Lihat ke Halaman Asli

Tantangan Dakwah di Era Erupsi

Diperbarui: 2 Juli 2024   21:54

Kompasiana adalah platform blog. Konten ini menjadi tanggung jawab bloger dan tidak mewakili pandangan redaksi Kompas.

Ilmu Sosbud dan Agama. Sumber ilustrasi: PEXELS

Syamsul Yakin & Viola Khairunnisa : Dosen dan Mahasiswi UIN Syarif Hidayatullah Jakarta

Tantangan dakwah di era disrupsi mencakup berbagai hambatan dan kendala yang dihadapi para dai. Hambatan tersebut meliputi keterbatasan jumlah dan kualitas dai, media dakwah yang terbatas, serta variasi waktu dan lokasi dakwah. Selain itu, dana juga menjadi masalah yang perlu dikelola dengan baik. Manajemen dakwah yang efektif sangat diperlukan untuk mengatasi semua hambatan ini.

Tantangan dakwah memerlukan upaya besar dari para dai dan mitra dakwah untuk mencari cara-cara baru dan inovatif dalam berdakwah di masa kini. Era disrupsi ini ditandai dengan transformasi besar-besaran di bidang teknologi informasi dan digital yang membawa dampak signifikan bagi mad'u. Misalnya, rusaknya akidah, diabaikannya syariah, dan dekadensi moral yang terjadi secara tidak terduga.

Para dai menghadapi tantangan besar dengan maraknya judi online yang mencapai total transaksi hingga 600 triliun rupiah. Di era disrupsi ini, pelaku judi tidak terlihat, transaksi dilakukan dari jarak jauh, dan bandar berada di tempat yang tidak diketahui. Namun, korbannya sangat nyata, seperti orang yang kalah judi kemudian putus asa dan bunuh diri.

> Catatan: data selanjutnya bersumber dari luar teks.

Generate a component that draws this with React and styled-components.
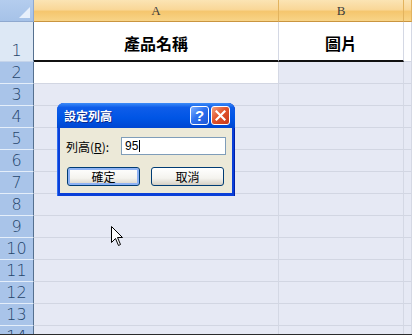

Untuk mengatasi problematika dakwah di era disrupsi, para dai dan mitra mereka harus melek literasi digital. Literasi digital dakwah adalah kemampuan mengoperasikan dan memanfaatkan media digital untuk berdakwah, termasuk menggunakan internet dan media sosial untuk membuat konten dakwah. Selain itu, grup dakwah yang ada harus dimaksimalkan untuk menyebarkan pesan utama dakwah: akidah, syariah, dan akhlak. Dai harus terus berkreasi dan berkontribusi di dunia digital, karena hambatan dan tantangan dakwah datang dengan cepat.

Hubungan baik dan perhatian penuh terhadap mad'u online harus selalu dijaga. Sedapat mungkin, tidak ada anggota yang keluar dari grup dakwah karena alasan tertentu. Mungkin ada mad'u online yang terpapar konten yang kontra produktif dengan gerakan dakwah disrupsi.

Secara personal, dai harus mampu bertahan dan tetap berdakwah di era disrupsi ini. Untuk itu, dai harus kritis terhadap perkembangan isu atau tren topik di dunia digital dan menawarkan solusi yang canggih dan inovatif.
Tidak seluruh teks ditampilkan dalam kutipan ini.